When the mishkan was completed, the Torah tells us that Moshe recited a blessing, but the blessing itself is not mentioned explicitly in the Torah:
וַיַ֨רא מֹשֶ֜ה אֶת־כָל־הַמְלָאכָ֗ה וְהִנֵה֙ עָש֣ו אֹתָ֔ה כַאֲשֶ֛ר צִוָ֥ה ה׳ כֵ֣ן עָש֑ו וַיְבָ֥ררְ אֹתָ֖ם מֹשֶֽה׃
And when Moses saw that they had performed all the tasks—as the LORD had commanded, so they had done—Moses blessed them
Rashi fills in the text of Moshe’s blessing:
.ויברך אתם משה. אָמַר לָהֶם יְהִי רצון שֶתִשְרה שְכִינָה בְמַעֲשֵֹה יְדיכֶם
Moshe prayed that God’s very presence would rest upon the handiwork of the builders of the mishkan. And, indeed, so it was.
And so I wish to conclude as I began, with a message of love and appreciation for all of you and for the unique spirituality that characterizes our region. I see it in the care and deliberation with which you exercise leadership within our shul community. (I’m eager to work with the new board - get your nominations in soon). But I see it even more clearly in the spirit of public service that permeates this community and gives it its distinctive characteristics.
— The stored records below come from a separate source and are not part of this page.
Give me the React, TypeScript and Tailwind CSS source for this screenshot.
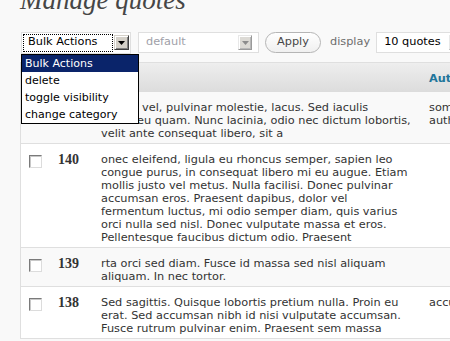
import React from "react";

type Row = {
  id: string;
  lines: string[];
  author: string[];
  alt: boolean;
};

const rows: Row[] = [
  {
    id: "141",
    lines: [
      "Mauris vel, pulvinar molestie, lacus. Sed iaculis",
      "lorem eu quam. Nunc lacinia, odio nec dictum lobortis,",
      "velit ante consequat libero, sit a",
    ],
    author: ["some", "author"],
    alt: true,
  },
  {
    id: "140",
    lines: [
      "onec eleifend, ligula eu rhoncus semper, sapien leo",
      "congue purus, in consequat libero mi eu augue. Etiam",
      "mollis justo vel metus. Nulla facilisi. Donec pulvinar",
      "accumsan eros. Praesent dapibus, dolor vel",
      "fermentum luctus, mi odio semper diam, quis varius",
      "orci nulla sed nisl. Donec vulputate massa et eros.",
      "Pellentesque faucibus dictum odio. Praesent",
    ],
    author: [],
    alt: false,
  },
  {
    id: "139",
    lines: ["rta orci sed diam. Fusce id massa sed nisl aliquam", "aliquam. In nec tortor."],
    author: [],
    alt: true,
  },
  {
    id: "138",
    lines: [
      "Sed sagittis. Quisque lobortis pretium nulla. Proin eu",
      "erat. Sed accumsan nibh id nisi vulputate accumsan.",
      "Fusce rutrum pulvinar enim. Praesent sem massa",
    ],
    author: ["accumsan"],
    alt: false,
  },
];

function Arrow({ active }: { active?: boolean }) {
  return (
    <span
      className={
        active
          ? "flex h-[15px] w-[15px] shrink-0 items-center justify-center border border-t-[#d4d0c8] border-l-[#d4d0c8] border-r-[#404040] border-b-[#404040] bg-[#d4d0c8] shadow-[inset_1px_1px_0_#fff,inset_-1px_-1px_0_#808080]"
          : "flex h-[15px] w-[14px] shrink-0 items-center justify-center border border-t-[#e8e8e8] border-l-[#e8e8e8] border-r-[#9a9a9a] border-b-[#9a9a9a] bg-[#dcdad5] shadow-[inset_1px_1px_0_#fff,inset_-1px_-1px_0_#b8b8b8]"
      }
    >
      <svg width="7" height="4" viewBox="0 0 7 4">
        <path d="M0 0h7L3.5 4z" fill={active ? "#000" : "#8c8c8c"} />
      </svg>
    </span>
  );
}

function Checkbox() {
  return (
    <span className="mt-[2px] block h-[13px] w-[13px] border border-t-[#7a7a7a] border-l-[#7a7a7a] border-r-[#dcdcdc] border-b-[#dcdcdc] bg-white shadow-[inset_1px_1px_0_#c8c8c8]" />
  );
}

export default function App() {
  return (
    <div className="relative h-[341px] w-[450px] overflow-hidden bg-[#f9f9f9] font-['DejaVu_Sans',Verdana,sans-serif] text-[11.3px] text-[#333]">
      <h2 className="-mt-[13px] whitespace-nowrap pl-[20px] font-['Liberation_Serif',serif] text-[27px] italic leading-[26px] text-[#464646]">
        Manage quotes
      </h2>

      {/* toolbar */}
      <div className="mt-[19px] flex h-[21px] w-[600px] items-center whitespace-nowrap pl-[21px]">
        <div className="flex h-[22px] w-[110px] shrink-0 items-center gap-[1px] border border-[#dfdfdf] bg-white p-[1px]">
          <div className="flex h-full flex-1 items-center border border-dotted border-black pl-[4px] text-black">
            Bulk Actions
          </div>
          <Arrow active />
        </div>
        <div className="ml-[7px] flex h-[21px] w-[121px] shrink-0 items-center justify-between border border-[#dfdfdf] bg-white pl-[7px] pr-[6px] text-[#a0a0a8]">
          default
          <Arrow />
        </div>
        <button className="ml-[6px] h-[21px] w-[56px] shrink-0 rounded-full border border-[#b5b5b5] bg-linear-to-b from-white to-[#f0f0f0] text-[11.3px] text-[#464646]">
          Apply
        </button>
        <span className="ml-[9px] shrink-0 text-[#6d6d6d]">display</span>
        <div className="ml-[6px] flex h-[21px] w-[90px] shrink-0 items-center justify-between border border-[#dfdfdf] bg-white pl-[7px] pr-[2px] text-black">
          10 quotes
          <Arrow />
        </div>
      </div>

      {/* table */}
      <div className="ml-[20px] mt-[9px] w-[600px] border-l border-t border-[#dfdfdf] bg-white">
        <div className="grid h-[29px] grid-cols-[29px_43px_328px_200px] items-center bg-linear-to-b from-[#eeeeee] to-[#dcdcdc]">
          <div />
          <div />
          <div />
          <div className="pl-[8px] pt-[3px] font-bold text-[#21759b]">Author</div>
        </div>
        {rows.map((r) => (
          <div
            key={r.id}
            className={`grid grid-cols-[29px_43px_328px_200px] border-b border-[#dfdfdf] pb-[3px] pt-[9px] ${
              r.alt ? "bg-[#f9f9f9]" : "bg-white"
            }`}
          >
            <div className="pl-[8px]">
              <Checkbox />
            </div>
            <div className="-mt-[1px] pl-[8px] font-['Liberation_Serif',serif] text-[14px] font-bold leading-[16px] text-[#333]">
              {r.id}
            </div>
            <div className="pl-[8px] leading-[13px]">
              {r.lines.map((l, i) => (
                <div key={i} className="whitespace-nowrap">
                  {l}
                </div>
              ))}
            </div>
            <div className="pl-[8px] leading-[13px]">
              {r.author.map((l, i) => (
                <div key={i} className="whitespace-nowrap">
                  {l}
                </div>
              ))}
            </div>
          </div>
        ))}
      </div>

      {/* open bulk actions list */}
      <ul className="absolute left-[21px] top-[54px] w-[118px] border border-black bg-white text-[11px] text-black">
        <li className="h-[17px] bg-[#0a246a] pl-[3px] leading-[17px] text-white">Bulk Actions</li>
        <li className="h-[17px] pl-[3px] leading-[17px]">delete</li>
        <li className="h-[17px] pl-[3px] leading-[17px]">toggle visibility</li>
        <li className="h-[17px] pl-[3px] leading-[17px]">change category</li>
      </ul>
    </div>
  );
}
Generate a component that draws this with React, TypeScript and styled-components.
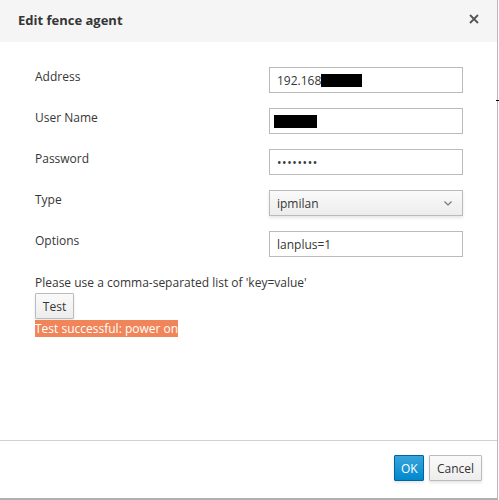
import React from "react";
import styled, { createGlobalStyle } from "styled-components";

const Global = createGlobalStyle`
  html, body { margin: 0; padding: 0; background: #fff; }
  body { font-family: "Open Sans", "Noto Sans", sans-serif; font-size: 12px; color: #363636; }
  * { box-sizing: border-box; }
`;

const Modal = styled.div`
  width: 498px;
  height: 500px;
  display: flex;
  flex-direction: column;
  border-right: 1px solid #b8b8b8;
  border-bottom: 2px solid #b0b0b0;
  background: #fff;
  position: relative;
`;

const Header = styled.div`
  height: 42px;
  flex: none;
  background: #f5f5f5;
  display: flex;
  align-items: center;
  justify-content: space-between;
  padding: 0 17px 2px 18px;
`;

const Title = styled.h4`
  margin: 0;
  font-size: 13px;
  font-weight: 700;
  color: #363636;
`;

const Close = styled.button`
  border: 0;
  background: none;
  padding: 0;
  width: 12px;
  height: 12px;
  display: flex;
  align-items: center;
  justify-content: center;
  margin-top: -3px;
  cursor: pointer;
`;

const Body = styled.div`
  flex: 1;
  padding: 25px 35px 0 35px;
  display: flex;
  flex-direction: column;
`;

const Form = styled.div`
  display: flex;
  flex-direction: column;
  gap: 15px;
`;

const Row = styled.div`
  display: grid;
  grid-template-columns: 234px 194px;
  align-items: center;
  height: 26px;
`;

const Label = styled.label`
  font-size: 12px;
  color: #363636;
  margin-top: -7px;
`;

const Input = styled.div<{ $pad?: number; $spacing?: number }>`
  height: 26px;
  border: 1px solid #bbb;
  background: #fff;
  padding: 0 7px 0 ${(p) => p.$pad ?? 7}px;
  letter-spacing: ${(p) => p.$spacing ?? 0}px;
  display: flex;
  align-items: center;
  font-size: 12px;
  color: #363636;
`;

const Redact = styled.span<{ $w: number }>`
  display: inline-block;
  width: ${(p) => p.$w}px;
  height: 13px;
  background: #000;
`;

const Select = styled.div`
  height: 26px;
  border: 1px solid #bbb;
  background: linear-gradient(#fafafa, #ededed);
  box-shadow: 0 2px 3px rgba(3, 3, 3, 0.1);
  padding: 0 10px 0 7px;
  display: flex;
  align-items: center;
  justify-content: space-between;
  font-size: 12px;
  color: #363636;
`;

const Help = styled.div`
  margin-top: 19px;
  font-size: 12px;
  line-height: 14px;
  color: #363636;
`;

const Btn = styled.button<{ $primary?: boolean; $w?: number }>`
  font-family: inherit;
  font-size: 12px;
  height: 26px;
  width: ${(p) => (p.$w ? `${p.$w}px` : "auto")};
  padding: 0 6px;
  border: 1px solid ${(p) => (p.$primary ? "#00659c" : "#bbb")};
  background: ${(p) =>
    p.$primary ? "linear-gradient(#39a5dc, #0088ce)" : "linear-gradient(#fafafa, #ededed)"};
  color: ${(p) => (p.$primary ? "#fff" : "#363636")};
  box-shadow: 0 2px 3px rgba(3, 3, 3, 0.1);
  border-radius: 1px;
`;

const TestBtn = styled(Btn)`
  align-self: flex-start;
  margin-top: 3px;
`;

const Success = styled.div`
  align-self: flex-start;
  margin-top: 1px;
  background: #f0855a;
  color: #fff;
  font-size: 12px;
  line-height: 17px;
  height: 17px;
`;

const Footer = styled.div`
  height: 58px;
  flex: none;
  border-top: 1px solid #d1d1d1;
  display: flex;
  justify-content: flex-end;
  align-items: flex-start;
  gap: 5px;
  padding: 14px 15px 0 0;
`;

const Tick = styled.span`
  position: absolute;
  right: -2px;
  top: 100px;
  width: 3px;
  height: 1px;
  background: #000;
`;

export default function App() {
  return (
    <>
      <Global />
      <Modal>
        <Header>
          <Title>Edit fence agent</Title>
          <Close aria-label="Close">
            <svg width="10" height="10" viewBox="0 0 10 10">
              <path d="M1 1L9 9M9 1L1 9" stroke="#555" strokeWidth="1.8" />
            </svg>
          </Close>
        </Header>
        <Body>
          <Form>
            <Row>
              <Label>Address</Label>
              <Input>
                192.168<Redact $w={41} />
              </Input>
            </Row>
            <Row>
              <Label>User Name</Label>
              <Input $pad={4}>
                <Redact $w={43} />
              </Input>
            </Row>
            <Row>
              <Label>Password</Label>
              <Input $spacing={0.6}>••••••••</Input>
            </Row>
            <Row>
              <Label>Type</Label>
              <Select>
                <span>ipmilan</span>
                <svg width="8" height="5" viewBox="0 0 8 5">
                  <path d="M0.5 0.5L4 4L7.5 0.5" stroke="#777" strokeWidth="1.2" fill="none" />
                </svg>
              </Select>
            </Row>
            <Row>
              <Label>Options</Label>
              <Input>lanplus=1</Input>
            </Row>
          </Form>
          <Help>Please use a comma-separated list of 'key=value'</Help>
          <TestBtn $w={39}>Test</TestBtn>
          <Success>Test successful: power on</Success>
        </Body>
        <Footer>
          <Btn $primary $w={30}>OK</Btn>
          <Btn $w={53}>Cancel</Btn>
        </Footer>
        <Tick />
      </Modal>
    </>
  );
}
Commitment to one another, an insistence on transparency, an orientation that is focused on law and its ability to organize human society towards justice, an obsession with quantifying every detail of public life…these are virtues that are not always sufficiently appreciated and which, quite frankly, are severely underappreciated in much of our country today. But these are the virtues of Parashat Pekudei. These are the virtues that enabled God’s presence to rest upon the work of our hands, and these are the virtues of redemption itself.